ONGs acusam as autoridades de fazer um "jogo de empurra" de responsabilidades.

— Estamos pressionando as autoridades para autorizar o banho e o acesso a serviços de higiene pessoal. Mas cada órgão passa a responsabilidade adiante, brincando de "batata quente" com a vida das pessoas — critica Miguel Freire Couy, coordenador do Coletivo Frente Afegã.

De acordo com a prefeitura, Guarulhos possui atualmente 177 vagas para acolhimento de migrante e refugiados, "sendo 127 geridas pela municipalidade e outras 50 pelo governo estadual". No momento, afirma, todas estão lotadas.
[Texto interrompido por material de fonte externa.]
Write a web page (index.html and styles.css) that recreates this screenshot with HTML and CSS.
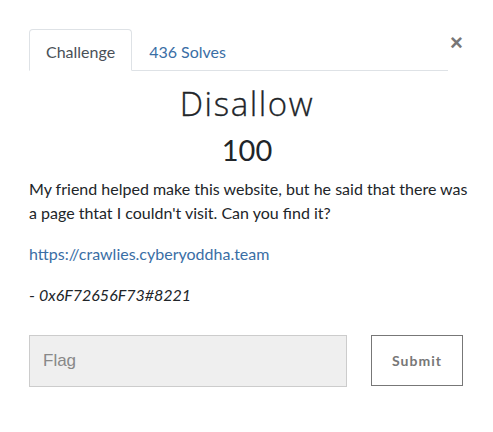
FILE: index.html
```html
<!DOCTYPE html>
<html>
<head>
<meta charset="utf-8">
<link rel="stylesheet" href="styles.css">
</head>
<body>
<div class="modal">
  <div class="tabs-row">
    <ul class="tabs">
      <li class="tab active">Challenge</li>
      <li class="tab"><a href="#">436 Solves</a></li>
    </ul>
    <span class="close">&times;</span>
  </div>
  <h2 class="title">Disallow</h2>
  <h3 class="value">100</h3>
  <div class="desc">
    <p>My friend helped make this website, but he said that there was a page thtat I couldn't visit. Can you find it?</p>
    <p><a href="#">https://crawlies.cyberyoddha.team</a></p>
    <p>- <em>0x6F72656F73#8221</em></p>
  </div>
  <form class="submit-row">
    <input class="flag" type="text" placeholder="Flag">
    <button class="submit" type="button">Submit</button>
  </form>
</div>
</body>
</html>
```

FILE: styles.css
```css
html, body {
  margin: 0;
  padding: 0;
  background: #fff;
}
body {
  font-family: Lato, "Open Sans", sans-serif;
  color: #212529;
}
.modal {
  padding: 29px 24px 0 29px;
}
.tabs-row {
  display: flex;
  align-items: flex-start;
  margin-right: 6px;
}
.tabs {
  list-style: none;
  margin: 0;
  padding: 0;
  display: flex;
  flex: 1;
  border-bottom: 1px solid #dee2e6;
  height: 41px;
}
.tab {
  padding: 0 16px;
  height: 41px;
  line-height: 43px;
  font-size: 16px;
  border: 1px solid transparent;
  border-top-left-radius: 4px;
  border-top-right-radius: 4px;
  box-sizing: border-box;
}
.tab.active {
  border-color: #dee2e6 #dee2e6 #fff;
  height: 42px;
  background: #fff;
  color: #495057;
}
.tab a {
  color: #3a6ea5;
  text-decoration: none;
}
.close {
  font-family: "Liberation Sans", Arial, sans-serif;
  font-weight: bold;
  font-size: 22px;
  color: #777;
  margin-left: 2px;
  margin-top: 2px;
  line-height: 24px;
  width: 13px;
}
.title {
  font-family: "Open Sans", Lato, sans-serif;
  font-weight: 300;
  -webkit-text-stroke: 0.3px #212529;
  letter-spacing: 1.6px;
  font-size: 33px;
  text-align: center;
  margin: 11px 0 0;
  line-height: 44px;
  color: #212529;
  padding-right: 4px;
}
.value {
  font-family: Lato, sans-serif;
  font-weight: 400;
  font-size: 29px;
  text-align: center;
  margin: 7px 0 0;
  line-height: 34px;
  padding-right: 4px;
}
.desc {
  font-size: 16px;
  line-height: 24px;
  margin-top: 10px;
}
.desc p {
  margin: 0 0 17px;
}
.desc a {
  color: #3a6ea5;
  text-decoration: none;
}
.submit-row {
  display: flex;
  align-items: flex-start;
  margin-top: 28px;
}
.flag {
  width: 318px;
  height: 52px;
  box-sizing: border-box;
  background: #efefef;
  border: 1px solid #ccc;
  padding: 0 13px;
  font-family: "Liberation Sans", Arial, sans-serif;
  font-size: 17px;
  color: #555;
  outline: none;
}
.flag::placeholder {
  color: #888;
}
.submit {
  margin-left: 24px;
  width: 92px;
  height: 51px;
  box-sizing: border-box;
  background: #fff;
  border: 1px solid #777;
  font-family: Lato, sans-serif;
  font-weight: bold;
  font-size: 14px;
  letter-spacing: 1px;
  color: #777;
  padding: 0;
}
```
A GRU Airport, concessionária do Aeroporto Internacional de Guarulhos, em São Paulo, informou que a atuação direta no acolhimento de famílias afegãs que chegam ao Brasil é responsabilidade da prefeitura de Guarulhos e demais autoridades públicas competentes.

Em nota, a concessionária afirma que "tem contribuído no suporte à realização de procedimentos de higiene pessoal e manutenção de limpeza constante do espaço". A higienização dos banheiros daquela área, acrescenta, também foi intensificada.

"O vestiário, por se tratar de uma área operacional destinada a funcionários, é viabilizado dentro das condições e disponibilidade do aeroporto, de acordo com um planejamento alinhado com a Prefeitura de Guarulhos", conclui o texto.